"interpolate"
Garson O'Toole
adsgarsonotoole at GMAIL.COM
Sat Sep 3 14:45:50 UTC 2011
Jonathan Lighter wrote
> "Postulate" would work, or "suppose," but surely two art historians with
> advanced degrees, at least one of whom holds an endowed chair and has taught
> at Yale, wouldn't make a silly mistake like that!
>
> Note, though, that "interpolate" has four syllables, making it one-third
> more impressive than "postulate" and a whopping twice as impressive as
> "suppose."
I think that the term "interpolate" has been given a specialized
meaning in some academic sub-areas, e.g., gender studies and queer
studies.
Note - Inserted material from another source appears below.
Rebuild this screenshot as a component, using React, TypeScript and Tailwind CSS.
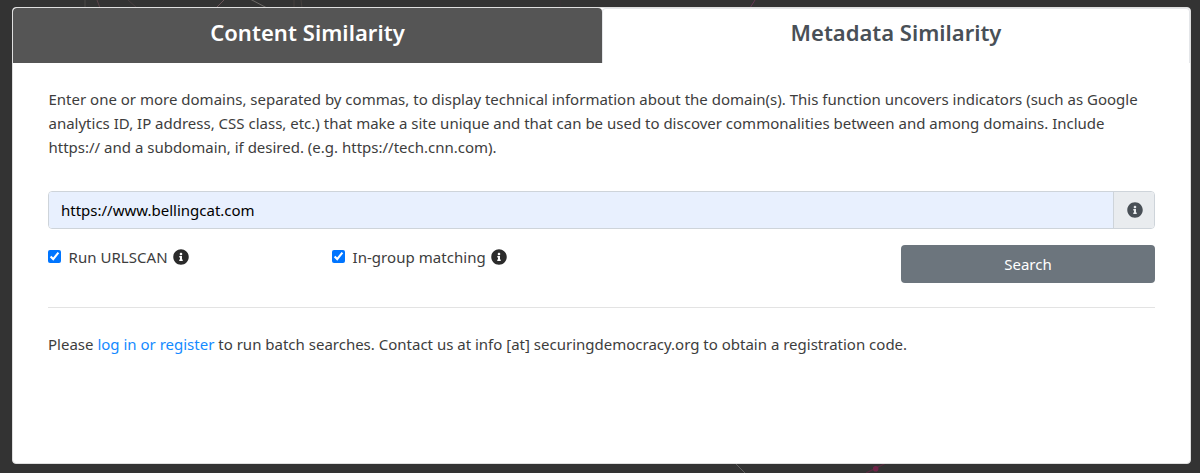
import { useState } from 'react';
import { FaInfoCircle } from 'react-icons/fa';

function NetworkBackdrop() {
  return (
    <svg className="absolute inset-0 h-full w-full" viewBox="0 0 1200 473" fill="none" aria-hidden="true">
      <path d="M85 0V8" stroke="#4d4a49" />
      <path d="M97 0L100 8" stroke="#5d454b" />
      <path d="M128 0L137 8" stroke="#483f41" />
      <path d="M224 0L216 8" stroke="#6b5559" />
      <path d="M250 -1L267 8" stroke="#6e6b67" />
      <path d="M294 0V8M301 0L302 8" stroke="#46413f" />
      <path d="M560 0V8" stroke="#3b3337" />
      <path d="M755 0L750 8" stroke="#653854" />
      <path d="M735 463L745 473" stroke="#606060" />
      <path d="M866 473L886 463" stroke="#582b40" strokeWidth="1.3" />
      <circle cx="875.7" cy="468.8" r="2.8" fill="#702448" />
    </svg>
  );
}

function Option({ label }: { label: string }) {
  const [checked, setChecked] = useState(true);
  return (
    <label className="flex h-6 w-[284px] items-center">
      <input
        type="checkbox"
        checked={checked}
        onChange={() => setChecked(!checked)}
        className="mr-[7.5px] mb-0.5 size-[13px] accent-[#0075ff]"
      />
      <span className="tracking-[0.05px]">{label}</span>
      <FaInfoCircle className="mb-px ml-[5px] size-4 text-[#2b2b2b]" />
    </label>
  );
}

export default function App() {
  const [query, setQuery] = useState('https://www.bellingcat.com');
  return (
    <div className="relative h-[473px] overflow-hidden bg-[#333333] pt-[7px] pr-[9px] pl-3 font-['Noto_Sans','Open_Sans',sans-serif] text-[15px] leading-6 text-[#3d3d3d]">
      <NetworkBackdrop />
      <main className="relative h-[457px] overflow-hidden rounded border border-[#dfdfdf] bg-white">
        <nav className="flex h-[55px] text-[22px] leading-[26px] font-semibold">
          <button className="w-[589px] rounded-t bg-[#555555] pb-[7px] tracking-[0.06px] text-white">Content Similarity</button>
          <button className="flex-1 rounded-t border-t border-r border-l border-[#e4e6e9] pb-2 text-[#495057]">
            Metadata Similarity
          </button>
        </nav>
        <section className="pt-6 pr-[35px] pl-[35px]">
          <p className="pl-[0.5px] whitespace-nowrap">
            Enter one or more domains, separated by commas, to display technical information about the domain(s). This function uncovers indicators (such as Google
            <br />
            analytics ID, IP address, CSS class, etc.) that make a site unique and that can be used to discover commonalities between and among domains. Include
            <br />
            https:// and a subdomain, if desired. (e.g. https://tech.cnn.com).
          </p>
          <div className="mt-8 flex h-[38px] overflow-hidden rounded border border-[#ced4da]">
            <input
              value={query}
              onChange={(e) => setQuery(e.target.value)}
              className="flex-1 bg-[#e8f0fe] px-3 text-black outline-none"
            />
            <span className="flex w-[41px] items-center justify-center border-l border-[#ced4da] bg-[#e9ecef] pl-px text-[#495057]">
              <FaInfoCircle className="size-4" />
            </span>
          </div>
          <div className="mt-4 flex">
            <Option label="Run URLSCAN" />
            <Option label="In-group matching" />
            <button className="ml-auto h-[38px] w-[254px] rounded bg-[#6c757d] text-white">Search</button>
          </div>
          <hr className="mt-6 border-[#e3e3e3]" />
          <p className="mt-6 whitespace-nowrap">
            Please{' '}
            <a href="#login" className="text-[#148aff]">
              log in or register
            </a>{' '}
            to run batch searches. Contact us at info [at] securingdemocracy.org to obtain a registration code.
          </p>
        </section>
      </main>
    </div>
  );
}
Here are two examples from Google Books:
Heroic desire: lesbian identity and cultural space - Page 19
books.google.com
Sally Munt - 1998 - 184 pages - Preview
But these kinds of novel establish a particularly close relationship
between the text and the reader, depending on what Suleiman has
identified as an illocutionary speech act, so that they demonstrate
and interpolate the reader into their purpose, rather like the way
rhetoric can function.
En travesti: women, gender subversion, opera - Page 294
books.google.com
Corinne E. Blackmer, Patricia Juliana Smith - 1995 - 381 pages - Preview
In her memoirs, where she tells the story of Fantasio's eventual
premier in May 1898, she interpolates lesbian desire as an anonymous
intrusion, an encoded and illusory impersonation of the "real."
It can be difficult to determine the meaning of a sentence in isolation.